Moxi Group, based in Chongqing, said it would ship 100,000 of the devices in 2016. The phones, which would sell for around 5,000 yuan ($1062) apiece, were designed to be rolled into a bracelet and worn on the wrist. The touchscreens work when curled up, or could be unfurled into rectangles for use just like any other smartphone.

The devices would currently only feature black and white displays, with a colour version to follow later.

"Black and white phones are much easier to make," Bloomberg quoted Chongsheng Yu, Moxi's executive vice president, as saying. "The colour model power usage is also much higher than that of the black and white unit. We'll sell in China and if there's demand overseas, we'll look into it."

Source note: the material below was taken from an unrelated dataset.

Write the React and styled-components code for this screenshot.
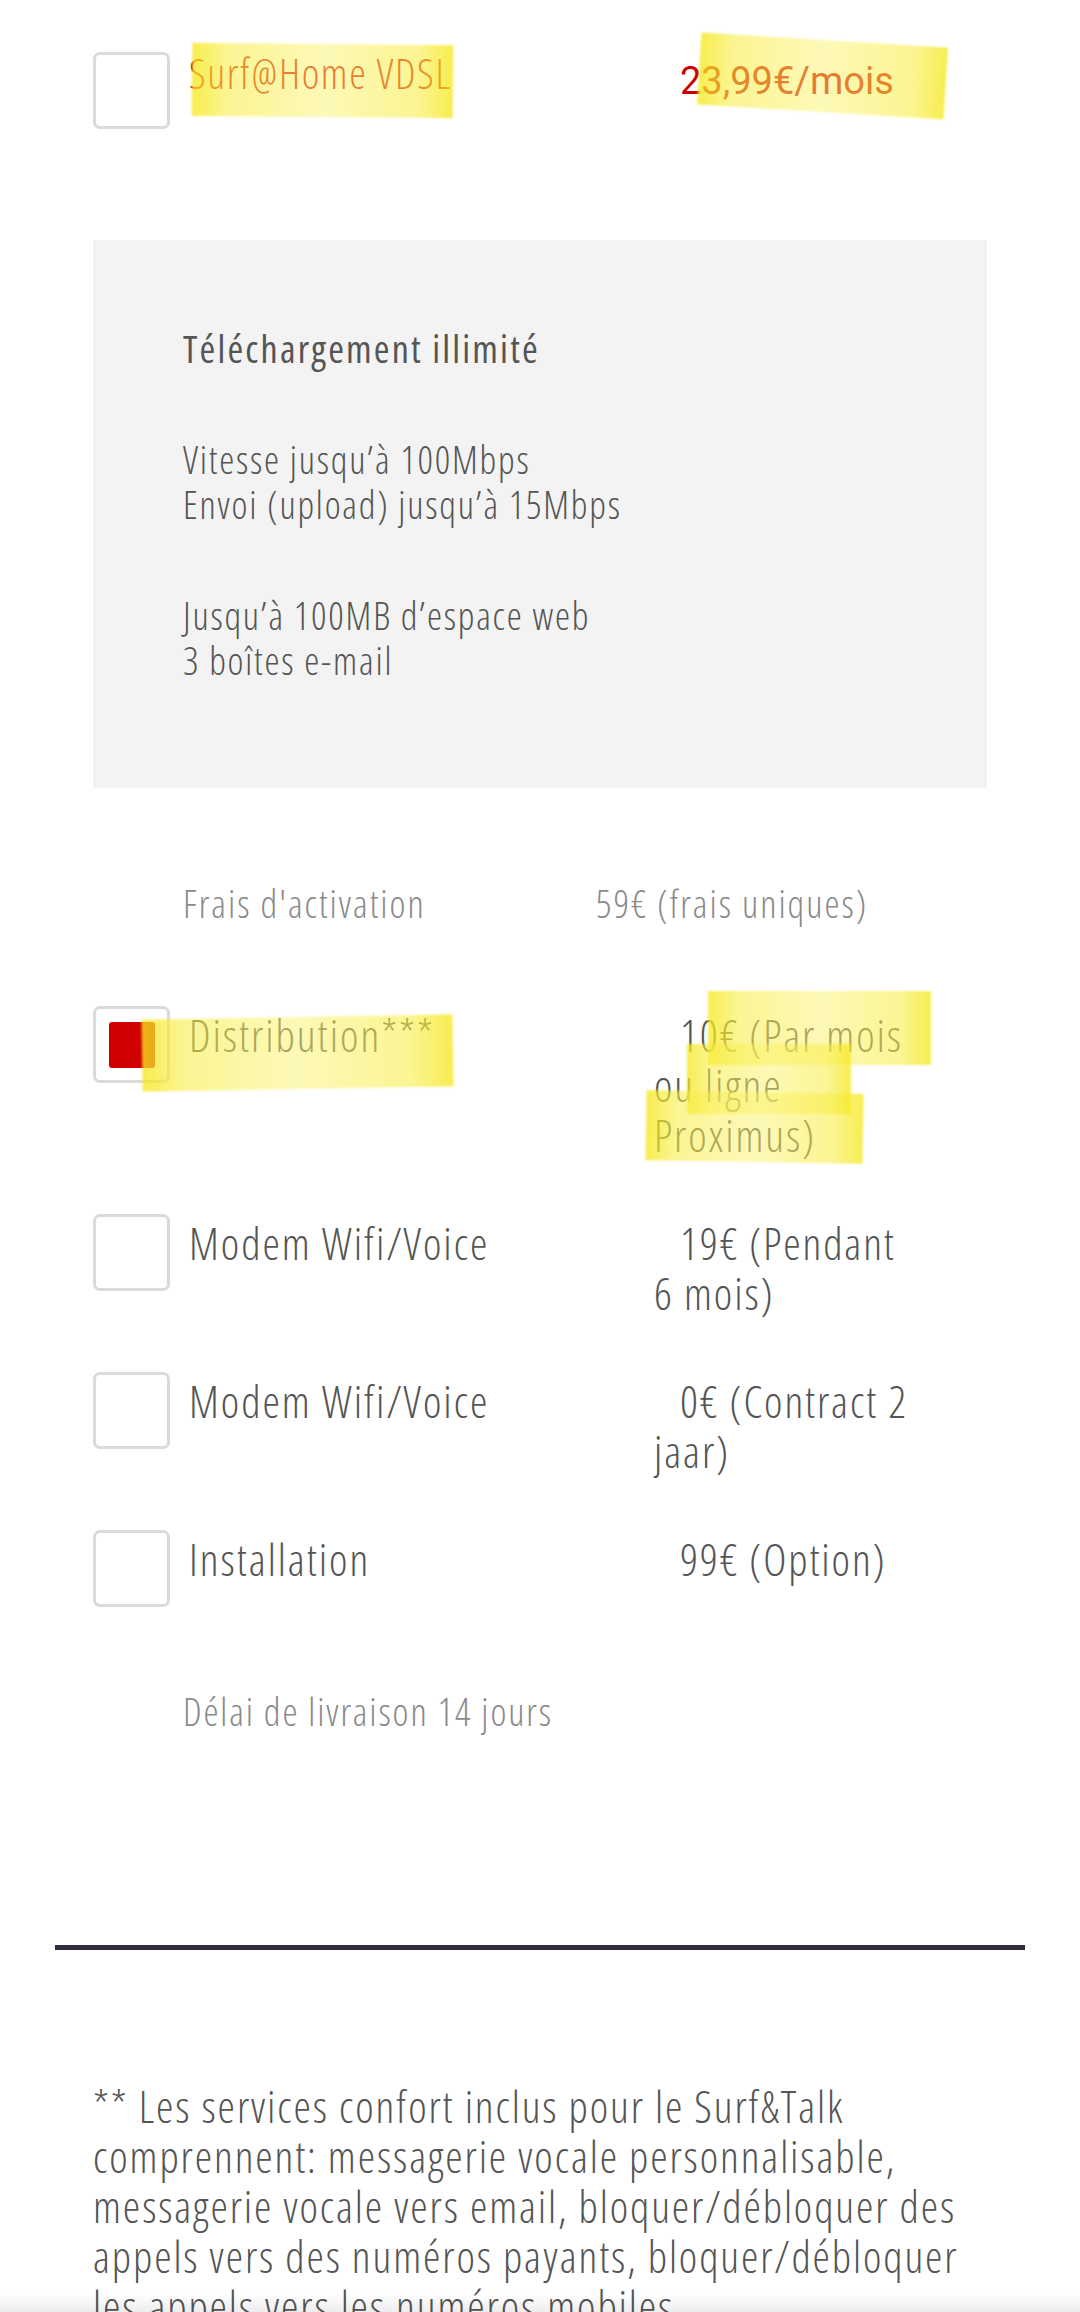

Instead of putting all the smartphone's parts behind the flexible screen, Moxi had crammed the battery, processor and the other components into one end of the gadget. That would allow the display to almost bend in a full circle. A key question was how good the screen would be.

"If they're using flexible e-ink then it's a real loser," said Roel Vertegaal, director of the Human Media Lab at Queen's University in Canada, which showed off its own prototype of a bendable phone using the technology five years ago. "It was the only flexible technology we could get, but the colours are poor, the contrasts are poor and you can't play videos on it."

"If you make a working, bendable phone then it's a massive market," said Aravind Vijayaraghavan, a graphene researcher at Manchester University. "If they're going to release it commercially this year I'd be thoroughly impressed. If you have a low-resolution black and white screen that is not terribly reliable, then that's not a commercial prospect."